======== Data lines ========

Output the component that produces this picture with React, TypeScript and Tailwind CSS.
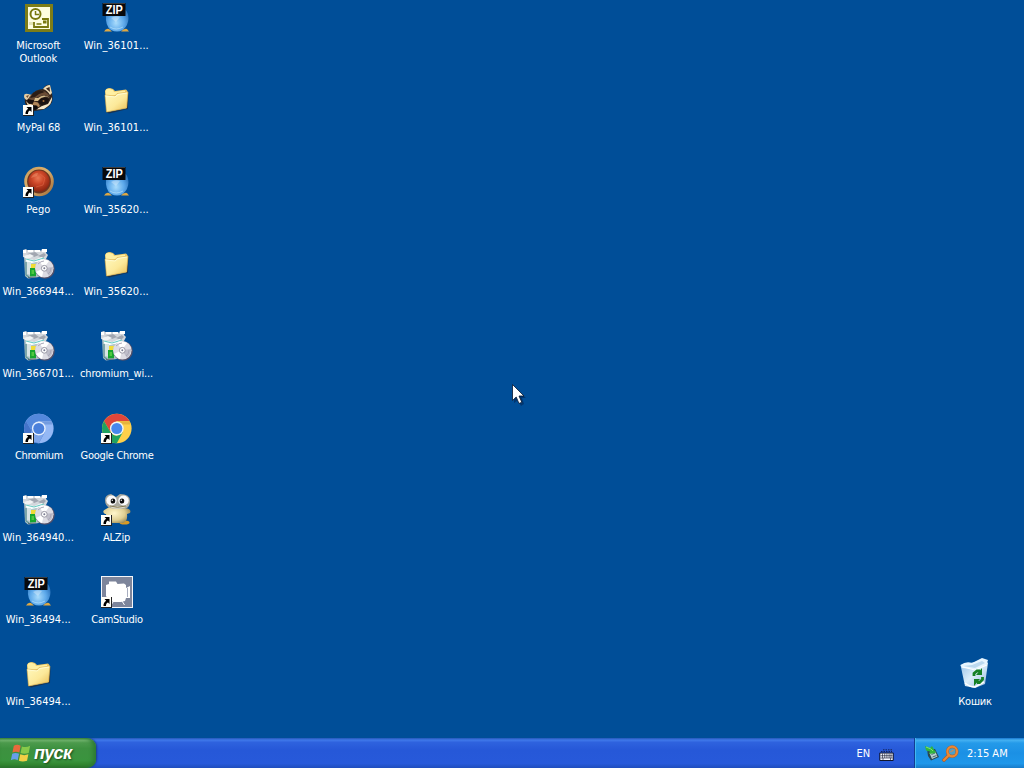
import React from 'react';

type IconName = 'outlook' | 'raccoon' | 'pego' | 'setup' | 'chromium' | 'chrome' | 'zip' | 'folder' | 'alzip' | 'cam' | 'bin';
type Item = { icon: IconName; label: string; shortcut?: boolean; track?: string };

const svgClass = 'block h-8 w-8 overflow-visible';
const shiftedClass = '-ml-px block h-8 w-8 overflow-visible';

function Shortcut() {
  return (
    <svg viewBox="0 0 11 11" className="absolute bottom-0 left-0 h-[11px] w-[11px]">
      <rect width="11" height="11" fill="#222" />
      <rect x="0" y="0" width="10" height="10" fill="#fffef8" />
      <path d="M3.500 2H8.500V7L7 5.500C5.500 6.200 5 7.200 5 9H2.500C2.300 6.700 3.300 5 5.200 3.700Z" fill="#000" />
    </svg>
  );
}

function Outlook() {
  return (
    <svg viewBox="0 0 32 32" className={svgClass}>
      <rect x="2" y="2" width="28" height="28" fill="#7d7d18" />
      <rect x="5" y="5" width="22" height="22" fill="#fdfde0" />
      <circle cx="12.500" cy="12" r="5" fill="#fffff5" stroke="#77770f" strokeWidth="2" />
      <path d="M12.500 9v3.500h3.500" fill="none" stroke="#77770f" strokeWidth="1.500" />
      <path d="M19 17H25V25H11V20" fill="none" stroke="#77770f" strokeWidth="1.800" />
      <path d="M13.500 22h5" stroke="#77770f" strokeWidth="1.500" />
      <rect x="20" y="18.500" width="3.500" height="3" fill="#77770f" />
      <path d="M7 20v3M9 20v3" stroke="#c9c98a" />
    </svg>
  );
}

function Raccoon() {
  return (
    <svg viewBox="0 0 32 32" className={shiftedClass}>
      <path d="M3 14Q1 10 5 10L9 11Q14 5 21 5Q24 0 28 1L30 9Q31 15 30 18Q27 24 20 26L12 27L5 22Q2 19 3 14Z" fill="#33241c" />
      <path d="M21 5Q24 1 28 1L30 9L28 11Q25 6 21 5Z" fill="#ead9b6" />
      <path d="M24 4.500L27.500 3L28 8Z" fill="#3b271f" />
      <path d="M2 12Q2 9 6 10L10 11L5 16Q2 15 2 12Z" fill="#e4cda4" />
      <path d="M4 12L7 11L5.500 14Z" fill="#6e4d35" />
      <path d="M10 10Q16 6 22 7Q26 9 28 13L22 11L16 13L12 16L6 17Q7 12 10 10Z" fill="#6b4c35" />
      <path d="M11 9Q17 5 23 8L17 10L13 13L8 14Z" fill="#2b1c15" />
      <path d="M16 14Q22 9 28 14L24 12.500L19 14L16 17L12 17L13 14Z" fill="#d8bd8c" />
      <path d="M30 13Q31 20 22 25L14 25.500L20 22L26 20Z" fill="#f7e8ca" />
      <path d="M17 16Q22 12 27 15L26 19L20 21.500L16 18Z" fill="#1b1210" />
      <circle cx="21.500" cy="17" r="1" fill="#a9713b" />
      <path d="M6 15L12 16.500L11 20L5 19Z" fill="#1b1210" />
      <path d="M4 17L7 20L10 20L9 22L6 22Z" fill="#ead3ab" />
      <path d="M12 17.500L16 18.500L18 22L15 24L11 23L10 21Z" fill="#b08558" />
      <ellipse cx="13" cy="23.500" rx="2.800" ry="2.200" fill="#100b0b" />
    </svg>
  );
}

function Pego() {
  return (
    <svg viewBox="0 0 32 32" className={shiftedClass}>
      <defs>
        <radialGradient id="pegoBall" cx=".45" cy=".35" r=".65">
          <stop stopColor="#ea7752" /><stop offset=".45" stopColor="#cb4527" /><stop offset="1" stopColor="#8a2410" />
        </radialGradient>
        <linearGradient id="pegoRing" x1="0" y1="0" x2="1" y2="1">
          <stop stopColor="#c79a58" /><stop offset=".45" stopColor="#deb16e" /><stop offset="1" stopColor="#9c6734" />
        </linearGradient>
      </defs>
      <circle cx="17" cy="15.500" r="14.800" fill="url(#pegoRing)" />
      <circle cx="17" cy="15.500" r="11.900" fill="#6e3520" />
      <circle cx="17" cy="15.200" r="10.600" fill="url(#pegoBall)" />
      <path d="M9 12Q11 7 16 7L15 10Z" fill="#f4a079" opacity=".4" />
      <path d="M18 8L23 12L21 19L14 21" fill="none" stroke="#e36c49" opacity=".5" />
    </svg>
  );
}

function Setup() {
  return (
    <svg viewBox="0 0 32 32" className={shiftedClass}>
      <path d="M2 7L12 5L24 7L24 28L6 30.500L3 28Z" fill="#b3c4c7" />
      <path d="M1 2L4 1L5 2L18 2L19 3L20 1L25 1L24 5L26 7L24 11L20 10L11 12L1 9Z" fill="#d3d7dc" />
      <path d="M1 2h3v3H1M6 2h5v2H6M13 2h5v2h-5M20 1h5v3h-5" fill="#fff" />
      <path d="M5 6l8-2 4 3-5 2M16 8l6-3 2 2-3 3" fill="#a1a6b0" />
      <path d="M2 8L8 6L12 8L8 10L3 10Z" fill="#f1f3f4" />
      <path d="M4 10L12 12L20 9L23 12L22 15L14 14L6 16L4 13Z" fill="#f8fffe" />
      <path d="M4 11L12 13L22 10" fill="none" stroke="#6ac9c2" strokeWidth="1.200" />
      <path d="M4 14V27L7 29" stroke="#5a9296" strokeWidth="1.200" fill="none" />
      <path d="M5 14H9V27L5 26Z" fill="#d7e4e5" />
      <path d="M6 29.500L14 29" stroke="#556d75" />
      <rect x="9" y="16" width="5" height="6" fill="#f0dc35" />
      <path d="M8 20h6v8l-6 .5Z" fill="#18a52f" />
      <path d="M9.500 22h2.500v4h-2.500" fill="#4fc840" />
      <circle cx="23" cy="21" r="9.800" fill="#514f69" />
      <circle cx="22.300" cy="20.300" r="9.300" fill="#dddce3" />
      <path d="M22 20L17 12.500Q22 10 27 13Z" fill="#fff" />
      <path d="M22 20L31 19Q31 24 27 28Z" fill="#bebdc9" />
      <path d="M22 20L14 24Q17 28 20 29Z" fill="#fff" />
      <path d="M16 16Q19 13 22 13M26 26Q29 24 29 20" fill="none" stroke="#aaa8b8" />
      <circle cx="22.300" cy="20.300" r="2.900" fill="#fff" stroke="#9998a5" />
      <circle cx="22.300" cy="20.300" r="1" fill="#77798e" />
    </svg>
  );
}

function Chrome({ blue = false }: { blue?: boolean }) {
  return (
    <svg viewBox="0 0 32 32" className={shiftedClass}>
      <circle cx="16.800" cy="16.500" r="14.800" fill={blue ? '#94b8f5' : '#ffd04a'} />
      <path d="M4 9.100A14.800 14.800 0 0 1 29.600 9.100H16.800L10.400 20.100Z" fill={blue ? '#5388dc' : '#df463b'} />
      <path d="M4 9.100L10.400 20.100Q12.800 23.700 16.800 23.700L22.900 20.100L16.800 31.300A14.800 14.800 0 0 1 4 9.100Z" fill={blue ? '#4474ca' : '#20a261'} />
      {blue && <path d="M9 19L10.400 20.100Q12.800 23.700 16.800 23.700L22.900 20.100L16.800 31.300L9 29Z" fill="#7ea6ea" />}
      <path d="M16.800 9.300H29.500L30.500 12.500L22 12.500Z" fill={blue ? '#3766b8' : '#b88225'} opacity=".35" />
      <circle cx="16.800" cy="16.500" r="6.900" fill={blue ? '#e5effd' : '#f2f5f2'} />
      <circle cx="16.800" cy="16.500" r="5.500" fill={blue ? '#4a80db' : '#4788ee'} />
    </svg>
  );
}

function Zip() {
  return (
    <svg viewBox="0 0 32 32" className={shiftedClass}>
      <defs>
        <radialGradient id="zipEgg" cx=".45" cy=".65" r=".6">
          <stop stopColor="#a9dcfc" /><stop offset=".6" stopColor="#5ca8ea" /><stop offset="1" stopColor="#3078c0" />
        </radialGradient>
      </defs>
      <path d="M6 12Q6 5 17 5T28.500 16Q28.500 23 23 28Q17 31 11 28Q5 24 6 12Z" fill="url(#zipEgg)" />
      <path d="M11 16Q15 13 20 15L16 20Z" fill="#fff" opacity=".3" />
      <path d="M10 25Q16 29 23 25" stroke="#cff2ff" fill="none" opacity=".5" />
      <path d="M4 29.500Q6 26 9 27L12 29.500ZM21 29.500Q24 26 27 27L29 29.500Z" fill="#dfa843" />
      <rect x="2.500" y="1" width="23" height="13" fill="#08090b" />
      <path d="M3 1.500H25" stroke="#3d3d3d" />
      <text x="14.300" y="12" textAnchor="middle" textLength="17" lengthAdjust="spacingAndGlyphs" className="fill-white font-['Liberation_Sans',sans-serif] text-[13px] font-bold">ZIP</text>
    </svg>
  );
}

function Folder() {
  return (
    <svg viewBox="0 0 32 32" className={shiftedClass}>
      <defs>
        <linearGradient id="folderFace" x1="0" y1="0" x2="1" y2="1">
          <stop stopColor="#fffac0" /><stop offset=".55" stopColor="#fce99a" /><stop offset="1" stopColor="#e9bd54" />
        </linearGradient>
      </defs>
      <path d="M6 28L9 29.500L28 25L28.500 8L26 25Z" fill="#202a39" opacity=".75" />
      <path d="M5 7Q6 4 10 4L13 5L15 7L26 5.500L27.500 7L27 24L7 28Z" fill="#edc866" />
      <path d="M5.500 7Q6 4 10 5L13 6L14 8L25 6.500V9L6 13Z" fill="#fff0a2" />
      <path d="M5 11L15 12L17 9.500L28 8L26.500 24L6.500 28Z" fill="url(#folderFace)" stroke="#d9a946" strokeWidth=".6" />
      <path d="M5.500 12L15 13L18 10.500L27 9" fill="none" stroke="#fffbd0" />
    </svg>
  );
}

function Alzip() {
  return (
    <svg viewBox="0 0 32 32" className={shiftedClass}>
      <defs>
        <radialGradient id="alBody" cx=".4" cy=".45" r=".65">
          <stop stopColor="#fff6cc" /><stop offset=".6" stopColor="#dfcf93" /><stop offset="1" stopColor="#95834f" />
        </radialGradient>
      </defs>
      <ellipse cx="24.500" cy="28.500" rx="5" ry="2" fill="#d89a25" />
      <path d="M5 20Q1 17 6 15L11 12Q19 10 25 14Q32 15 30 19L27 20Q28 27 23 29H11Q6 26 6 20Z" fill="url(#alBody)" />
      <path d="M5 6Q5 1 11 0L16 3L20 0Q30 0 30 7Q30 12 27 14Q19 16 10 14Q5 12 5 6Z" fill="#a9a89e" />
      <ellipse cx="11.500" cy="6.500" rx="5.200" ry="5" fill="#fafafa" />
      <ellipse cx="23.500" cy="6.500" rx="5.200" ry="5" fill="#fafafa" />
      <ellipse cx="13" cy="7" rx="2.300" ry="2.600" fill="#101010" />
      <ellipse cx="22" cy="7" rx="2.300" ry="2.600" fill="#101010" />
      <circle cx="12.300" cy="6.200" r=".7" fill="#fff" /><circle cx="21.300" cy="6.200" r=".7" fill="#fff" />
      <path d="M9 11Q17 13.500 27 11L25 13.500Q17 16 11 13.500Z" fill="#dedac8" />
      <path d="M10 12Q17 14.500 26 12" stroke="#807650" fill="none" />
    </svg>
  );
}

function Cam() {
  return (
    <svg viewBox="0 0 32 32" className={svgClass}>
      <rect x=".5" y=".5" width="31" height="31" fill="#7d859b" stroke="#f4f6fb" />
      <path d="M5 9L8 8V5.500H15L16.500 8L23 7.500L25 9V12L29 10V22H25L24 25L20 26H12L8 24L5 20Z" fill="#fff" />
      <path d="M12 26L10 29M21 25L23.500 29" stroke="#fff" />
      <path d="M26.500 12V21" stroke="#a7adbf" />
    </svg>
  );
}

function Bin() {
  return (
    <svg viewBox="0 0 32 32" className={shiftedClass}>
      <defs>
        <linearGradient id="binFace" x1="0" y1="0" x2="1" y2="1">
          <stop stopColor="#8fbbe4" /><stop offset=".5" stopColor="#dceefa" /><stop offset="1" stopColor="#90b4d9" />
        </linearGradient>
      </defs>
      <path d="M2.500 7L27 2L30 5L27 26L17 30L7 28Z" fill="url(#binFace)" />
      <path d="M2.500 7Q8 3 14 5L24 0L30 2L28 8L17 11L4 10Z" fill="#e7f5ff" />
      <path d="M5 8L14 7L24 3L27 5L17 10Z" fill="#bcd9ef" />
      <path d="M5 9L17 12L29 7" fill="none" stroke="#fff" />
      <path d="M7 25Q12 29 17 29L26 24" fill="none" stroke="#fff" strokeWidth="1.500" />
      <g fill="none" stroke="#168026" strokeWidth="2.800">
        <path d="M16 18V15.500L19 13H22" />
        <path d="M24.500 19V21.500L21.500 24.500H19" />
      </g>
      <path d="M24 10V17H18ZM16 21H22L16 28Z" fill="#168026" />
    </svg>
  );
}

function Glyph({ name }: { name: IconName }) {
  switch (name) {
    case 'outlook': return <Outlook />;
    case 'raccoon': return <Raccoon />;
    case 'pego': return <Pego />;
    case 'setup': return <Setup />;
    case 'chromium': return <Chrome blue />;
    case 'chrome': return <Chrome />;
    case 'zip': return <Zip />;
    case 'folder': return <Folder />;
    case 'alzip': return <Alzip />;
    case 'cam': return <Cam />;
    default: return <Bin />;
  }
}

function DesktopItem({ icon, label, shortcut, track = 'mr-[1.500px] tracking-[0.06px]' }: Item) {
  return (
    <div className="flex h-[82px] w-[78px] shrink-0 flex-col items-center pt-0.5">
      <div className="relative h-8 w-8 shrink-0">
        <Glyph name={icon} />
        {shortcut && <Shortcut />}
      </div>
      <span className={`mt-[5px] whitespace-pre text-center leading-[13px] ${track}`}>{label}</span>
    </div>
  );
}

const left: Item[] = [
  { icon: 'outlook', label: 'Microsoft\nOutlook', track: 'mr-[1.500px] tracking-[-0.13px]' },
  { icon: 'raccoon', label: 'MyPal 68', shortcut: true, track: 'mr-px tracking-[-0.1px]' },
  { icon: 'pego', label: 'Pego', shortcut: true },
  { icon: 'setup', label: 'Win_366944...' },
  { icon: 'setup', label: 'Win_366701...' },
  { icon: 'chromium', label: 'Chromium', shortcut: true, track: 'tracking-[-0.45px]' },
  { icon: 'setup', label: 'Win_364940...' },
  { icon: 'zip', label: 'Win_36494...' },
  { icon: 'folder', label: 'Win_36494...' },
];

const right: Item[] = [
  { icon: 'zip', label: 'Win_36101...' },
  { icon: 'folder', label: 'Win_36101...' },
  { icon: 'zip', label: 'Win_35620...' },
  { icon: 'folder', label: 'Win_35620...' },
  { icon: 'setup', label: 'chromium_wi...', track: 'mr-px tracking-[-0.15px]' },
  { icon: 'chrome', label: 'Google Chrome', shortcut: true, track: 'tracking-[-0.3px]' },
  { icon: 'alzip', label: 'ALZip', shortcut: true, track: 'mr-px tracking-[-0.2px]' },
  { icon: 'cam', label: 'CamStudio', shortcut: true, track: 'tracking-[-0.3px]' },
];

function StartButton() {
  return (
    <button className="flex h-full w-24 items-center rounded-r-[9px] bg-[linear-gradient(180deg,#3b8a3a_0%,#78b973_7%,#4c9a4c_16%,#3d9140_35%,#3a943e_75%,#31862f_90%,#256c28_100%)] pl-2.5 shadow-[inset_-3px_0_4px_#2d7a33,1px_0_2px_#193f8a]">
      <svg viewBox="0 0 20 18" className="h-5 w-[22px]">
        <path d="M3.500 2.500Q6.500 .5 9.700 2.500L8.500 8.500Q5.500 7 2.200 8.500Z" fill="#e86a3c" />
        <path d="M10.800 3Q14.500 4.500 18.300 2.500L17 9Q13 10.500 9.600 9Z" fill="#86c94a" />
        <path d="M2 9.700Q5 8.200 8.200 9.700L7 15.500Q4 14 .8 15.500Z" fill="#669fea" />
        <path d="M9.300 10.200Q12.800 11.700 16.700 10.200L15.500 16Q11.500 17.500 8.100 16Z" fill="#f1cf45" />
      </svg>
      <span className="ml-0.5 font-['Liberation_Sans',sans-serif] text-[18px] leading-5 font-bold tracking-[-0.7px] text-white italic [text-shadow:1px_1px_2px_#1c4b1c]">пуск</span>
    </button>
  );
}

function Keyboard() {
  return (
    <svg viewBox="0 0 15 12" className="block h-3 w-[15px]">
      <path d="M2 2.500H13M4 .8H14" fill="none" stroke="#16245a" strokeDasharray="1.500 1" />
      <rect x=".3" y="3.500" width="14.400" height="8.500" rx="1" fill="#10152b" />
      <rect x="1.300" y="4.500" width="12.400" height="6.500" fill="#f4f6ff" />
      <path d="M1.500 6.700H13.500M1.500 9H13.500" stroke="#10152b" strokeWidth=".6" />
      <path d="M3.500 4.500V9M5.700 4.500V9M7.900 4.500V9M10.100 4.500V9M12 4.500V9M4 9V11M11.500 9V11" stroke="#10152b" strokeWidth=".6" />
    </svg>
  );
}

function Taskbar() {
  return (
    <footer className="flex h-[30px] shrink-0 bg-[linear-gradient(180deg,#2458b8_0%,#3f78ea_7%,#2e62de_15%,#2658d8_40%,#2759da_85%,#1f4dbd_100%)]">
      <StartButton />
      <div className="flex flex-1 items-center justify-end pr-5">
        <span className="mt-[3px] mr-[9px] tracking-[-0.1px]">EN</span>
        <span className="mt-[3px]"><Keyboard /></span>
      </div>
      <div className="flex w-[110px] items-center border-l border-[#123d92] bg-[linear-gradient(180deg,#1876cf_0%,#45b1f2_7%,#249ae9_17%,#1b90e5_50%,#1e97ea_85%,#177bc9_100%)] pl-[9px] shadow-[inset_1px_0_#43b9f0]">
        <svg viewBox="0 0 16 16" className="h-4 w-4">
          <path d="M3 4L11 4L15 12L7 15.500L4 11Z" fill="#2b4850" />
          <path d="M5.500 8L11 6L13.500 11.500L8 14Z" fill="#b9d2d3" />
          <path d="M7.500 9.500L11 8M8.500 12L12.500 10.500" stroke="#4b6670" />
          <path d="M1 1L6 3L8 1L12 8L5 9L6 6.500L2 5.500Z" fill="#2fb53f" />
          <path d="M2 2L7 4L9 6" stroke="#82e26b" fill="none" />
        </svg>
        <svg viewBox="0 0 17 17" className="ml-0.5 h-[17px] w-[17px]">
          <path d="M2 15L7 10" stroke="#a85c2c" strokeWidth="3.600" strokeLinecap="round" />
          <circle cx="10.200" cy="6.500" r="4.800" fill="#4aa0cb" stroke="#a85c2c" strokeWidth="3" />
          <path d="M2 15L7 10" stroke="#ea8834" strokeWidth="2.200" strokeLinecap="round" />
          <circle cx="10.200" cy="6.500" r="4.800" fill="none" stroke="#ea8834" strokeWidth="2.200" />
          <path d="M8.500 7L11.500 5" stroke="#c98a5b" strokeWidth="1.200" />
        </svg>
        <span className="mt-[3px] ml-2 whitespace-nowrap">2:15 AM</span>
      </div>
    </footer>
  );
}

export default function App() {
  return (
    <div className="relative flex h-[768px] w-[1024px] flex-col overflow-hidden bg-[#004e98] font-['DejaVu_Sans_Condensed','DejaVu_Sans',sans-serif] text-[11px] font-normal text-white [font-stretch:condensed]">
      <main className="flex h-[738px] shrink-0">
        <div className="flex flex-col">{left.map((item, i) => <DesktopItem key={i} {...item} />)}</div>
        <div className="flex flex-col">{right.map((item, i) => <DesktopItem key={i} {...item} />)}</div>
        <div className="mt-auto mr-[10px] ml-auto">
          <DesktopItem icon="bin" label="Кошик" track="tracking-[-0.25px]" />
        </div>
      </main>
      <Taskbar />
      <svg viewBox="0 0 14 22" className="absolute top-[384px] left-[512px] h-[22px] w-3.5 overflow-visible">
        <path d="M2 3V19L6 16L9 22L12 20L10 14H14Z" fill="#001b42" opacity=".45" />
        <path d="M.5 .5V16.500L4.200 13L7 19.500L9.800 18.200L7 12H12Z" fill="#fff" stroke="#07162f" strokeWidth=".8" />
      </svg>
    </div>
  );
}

========

**To do**
Show each line holding the word "React".

**Solution**
Output the component that produces this picture with React, TypeScript and Tailwind CSS.
import React from 'react';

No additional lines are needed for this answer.